Saturday, September 24, 2016

Nick Land and Ernst Juenger on Ultimate Exit (Repost)

Nick Land put up THIS post about "tech secessionism."  The basic idea stems from "seasteading" where, because no government will give up its lands yet 70% of the world is covered by ocean, experimental city-states not bound by current existing government law could be floated upon the water.  In other forms tech secessionism looks to a mass "ultimate exit" into the frontiers of the Net, where alternate currency and new forms of expressive freedom could be found.  See THIS article on the "ultimate exit," for example.  In short, "cloud-based communities of individuals are imagining city-state-like sites escaping state jurisdiction."

In many ways this sort of fleeing or inner emigration reminds me of the flight-to-the-forest imagined by science fiction author and philosopher Ernst Jünger. Jünger (himself "apolitical") in several places wrote about and anticipated the sort of retreat into the Net that we see beginning to happen today.  But instead of taking the uncolonized frontier of the Net to be an autonomous zone of individual liberty he had a sort of inner spiritual domain represented by the forest in mind.  The frontier of individual liberty, he stated, is any zone where inner freedom is the pillar allowing escape from extraneous forces.  One may look to his science fiction masterpiece Eumeswil (1977) or his essay "Retreat to the Forest" (1951) to see this idea take shape.

In his writings Jünger develops the prototype of the "Forest Fleer," a version of his "Anarch" (neither anarchist nor libertarian but a kind of fusion of both).  In Jünger's words, "One becomes a Waldgänger [Forest Fleer; sometimes translated as Forest-Goer] and by extension an Anarch not only when one enters or flees to the literal forest but at the deepest level of being each single person is already in the forest, is already a forest-goer, the forest being the original untamed core of one's being."  (See THIS post for more.)

Jünger's book The Forest Passage is a testament to opposing the power of the omnipresent state, where freedom found in the forest is found in each individual. "No matter how extensive the technologies of surveillance become, the forest can shelter the rebel, and the rebel can strike back against tyranny."  Indeed, the book is a manifesto for freedom.

I've written about Jünger periodically before, see my posts "The Forest Passage" HERE, "The Magic of the Real" HERE, or "More on Juenger" HERE.
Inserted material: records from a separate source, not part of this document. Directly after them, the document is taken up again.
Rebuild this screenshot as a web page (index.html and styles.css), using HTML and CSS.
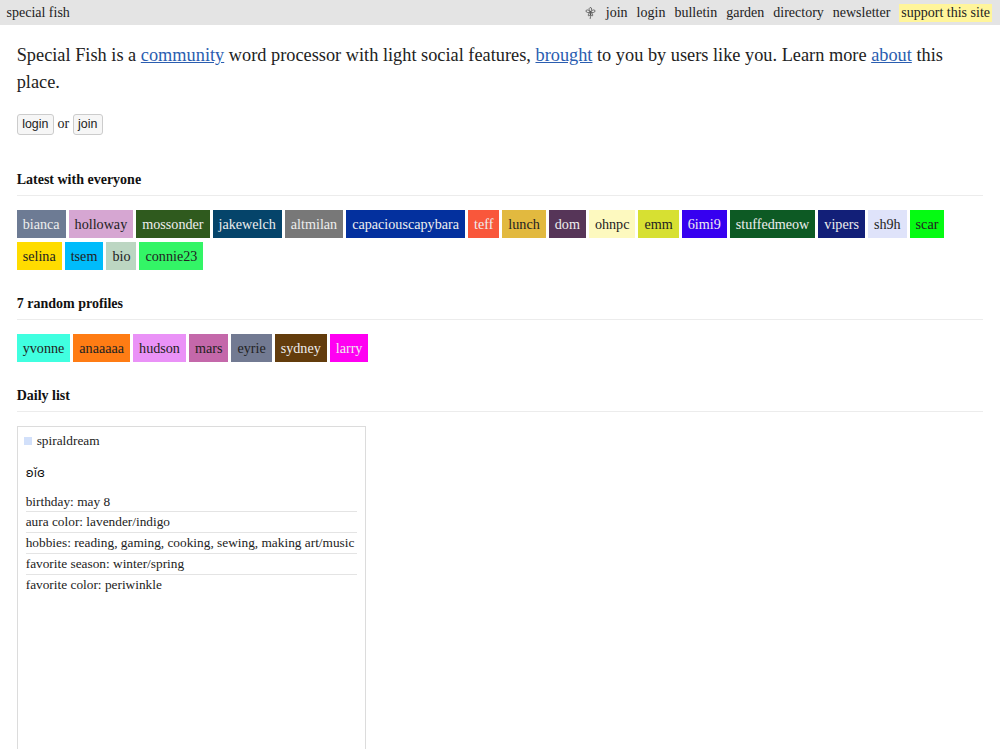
FILE: index.html
```html
<!DOCTYPE html>
<html lang="en">
<head>
<meta charset="utf-8">
<title>special fish</title>
<link rel="stylesheet" href="styles.css">
</head>
<body>
<header class="topbar">
  <a class="brand">special fish</a>
  <nav class="nav">
    <svg class="flower" viewBox="0 0 12 14" width="11" height="14" aria-hidden="true">
      <g fill="none" stroke="#444" stroke-width="0.8">
        <path d="M6 5.500C4.500 4.500 3.800 1.800 5.500 1 7.800 .8 7.800 4 6 5.500Z"/>
        <path d="M5.800 6C4 6.800 1.200 6.800 1 4.800 1.300 2.800 4.400 3.500 5.800 6Z"/>
        <path d="M6.200 6C8 6.800 10.800 6.800 11 4.800 10.700 2.800 7.600 3.500 6.200 6Z"/>
        <path d="M5.800 6.200C4.200 6.800 2.800 9.600 4 10.200 5.800 10.200 6.200 8 5.800 6.200Z"/>
        <path d="M6.200 6.200C7.800 6.800 9.200 9.600 8 10.200 6.600 10.200 5.800 8 6.200 6.200Z"/>
        <path d="M6 8C6.200 10 6.200 11.500 5.600 13.500"/>
      </g>
    </svg>
    <a class="nav-link">join</a>
    <a class="nav-link">login</a>
    <a class="nav-link">bulletin</a>
    <a class="nav-link">garden</a>
    <a class="nav-link">directory</a>
    <a class="nav-link">newsletter</a>
    <a class="nav-link support">support this site</a>
  </nav>
</header>
<main class="main">
  <p class="intro">Special Fish is a <a class="link">community</a> word processor with light social features, <a class="link">brought</a> to you by users like you. Learn more <a class="link">about</a> this place.</p>
  <p class="auth"><button class="btn">login</button> or <button class="btn">join</button></p>

  <h2 class="heading first">Latest with everyone</h2>
  <div class="tags">
    <a class="tag" style="background:#6d7b94;color:#eee">bianca</a>
    <a class="tag" style="background:#d6a6d2;color:#222">holloway</a>
    <a class="tag" style="background:#2f5a1e;color:#eee">mossonder</a>
    <a class="tag" style="background:#05446a;color:#eee">jakewelch</a>
    <a class="tag" style="background:#787878;color:#eee">altmilan</a>
    <a class="tag" style="background:#03309e;color:#eee">capaciouscapybara</a>
    <a class="tag" style="background:#f9573b;color:#eee">teff</a>
    <a class="tag" style="background:#e2b93f;color:#222">lunch</a>
    <a class="tag" style="background:#563558;color:#eee">dom</a>
    <a class="tag" style="background:#fdf9bf;color:#222">ohnpc</a>
    <a class="tag" style="background:#d7e032;color:#222">emm</a>
    <a class="tag" style="background:#3600f0;color:#eee">6imi9</a>
    <a class="tag" style="background:#0d5a24;color:#eee">stuffedmeow</a>
    <a class="tag" style="background:#121f78;color:#eee">vipers</a>
    <a class="tag" style="background:#dfe3fa;color:#222">sh9h</a>
    <a class="tag" style="background:#05fb12;color:#222">scar</a>
    <a class="tag" style="background:#ffdc00;color:#222">selina</a>
    <a class="tag" style="background:#00bcfb;color:#222">tsem</a>
    <a class="tag" style="background:#bcd6c2;color:#222">bio</a>
    <a class="tag" style="background:#33f566;color:#222">connie23</a>
  </div>

  <h2 class="heading">7 random profiles</h2>
  <div class="tags">
    <a class="tag" style="background:#40ffe0;color:#222">yvonne</a>
    <a class="tag" style="background:#ff7c14;color:#222">anaaaaa</a>
    <a class="tag" style="background:#ea92f7;color:#222">hudson</a>
    <a class="tag" style="background:#c468aa;color:#222">mars</a>
    <a class="tag" style="background:#727a92;color:#222">eyrie</a>
    <a class="tag" style="background:#633c0c;color:#eee">sydney</a>
    <a class="tag" style="background:#ff00f2;color:#eee">larry</a>
  </div>

  <h2 class="heading">Daily list</h2>
  <article class="card">
    <div class="card-user"><span class="swatch" style="background:#d2e0fa"></span>spiraldream</div>
    <p class="card-symbol">ʚĭɞ</p>
    <ul class="facts">
      <li>birthday: may 8</li>
      <li>aura color: lavender/indigo</li>
      <li>hobbies: reading, gaming, cooking, sewing, making art/music</li>
      <li>favorite season: winter/spring</li>
      <li>favorite color: periwinkle</li>
    </ul>
  </article>
</main>
</body>
</html>
```
FILE: styles.css
```css
html, body { margin: 0; padding: 0; }
body {
  font-family: "Liberation Serif", "Times New Roman", serif;
  color: #222;
  background: #fff;
  height: 749px;
  overflow: hidden;
}
.topbar {
  display: flex;
  justify-content: space-between;
  align-items: center;
  height: 25px;
  padding: 0 8px 0 6.500px;
  background: #e4e4e4;
  font-size: 14px;
}
.nav { display: flex; align-items: center; gap: 9px; }
.flower { margin-right: 1px; }
.support { background: #fff59b; padding: 1px 2px; }
.main { padding: 17px 17px 0 16.700px; }
.intro { margin: 0; font-size: 18.320px; line-height: 27px; }
.link { color: #2a5db0; text-decoration: underline; }
.auth { margin: 17px 0 0; font-size: 14px; line-height: 22px; }
.btn {
  font-family: "Liberation Sans", Arial, sans-serif;
  font-size: 12.400px;
  height: 21px;
  padding: 0 4.500px;
  background: #f6f6f6;
  color: #222;
  border: 1px solid #ccc;
  border-radius: 3px;
}
.heading {
  margin: 25px 0 14px;
  padding-bottom: 7px;
  border-bottom: 1px solid #ececec;
  font-size: 14px;
  line-height: 17px;
  font-weight: bold;
  color: #111;
}
.heading.first { margin-top: 36px; }
.tags { display: flex; flex-wrap: wrap; gap: 3.500px 3px; }
.tag { padding: 0 6px; font-size: 14.150px; line-height: 28px; }
.card {
  box-sizing: border-box;
  width: 349px;
  height: 340px;
  border: 1px solid #dcdcdc;
  padding: 4px 8px 0;
  font-size: 13.330px;
}
.card-user { display: flex; align-items: center; line-height: 20px; margin-left: -2px; }
.swatch { width: 8px; height: 8px; margin-right: 5px; }
.card-symbol { margin: 13px 0 0; font-family: "DejaVu Sans", sans-serif; font-size: 12px; color: #111; line-height: 18px; }
.facts { list-style: none; margin: 10.200px 0 0; padding: 0; }
.facts li { line-height: 19.700px; border-bottom: 1px solid #e4e4e4; }
.facts li:last-child { border-bottom: none; }
```
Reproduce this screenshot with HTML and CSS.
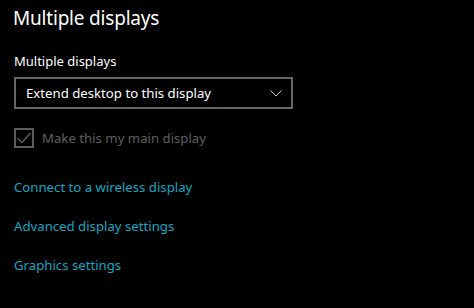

Finally, I think that there is a neat tie between Jünger's embrace of technology as an accelerationist device for freedom - a device that he developed very early on in his writing career in his The Worker: Domination and Form (1932).  The book was never published in English although I do have a copy of Dirk Leach's proposed translation that he had once submitted to SUNY Press in the early '90s.  I plan to scan and post that typescript here time permitting.  But the interesting thought is that Landian themes conducive to a "Right Accelerationism" are primarily Jüngerian in orientation.  There is definitely an affinity, and if I can I'd like to write an essay on NRx, Land, and Jünger in my forthcoming (as it likely will cover some of Accelerationism too), which I'll be polishing up this coming winter break.  It would fit in the theme of a metaphysics of freedom, environmental thinking, and political ecology.


My last post touched on wandering and the exploration and colonization of space. Landian-Jüngerian themes are timely (especially given the excitement over Interstellar) in that more individuals are looking not only to the deep space of the cosmos, but also to the deep space present within.  It seems that the renewed dream of space exploration is not only a proposed escape from ecological collapse then, it is also a proposed escape from the forces which deny the human quest to transcend the current and embark into the limitless space of the future.  It is truly a form of Promethean time travel where the "inside" and "outside" become one.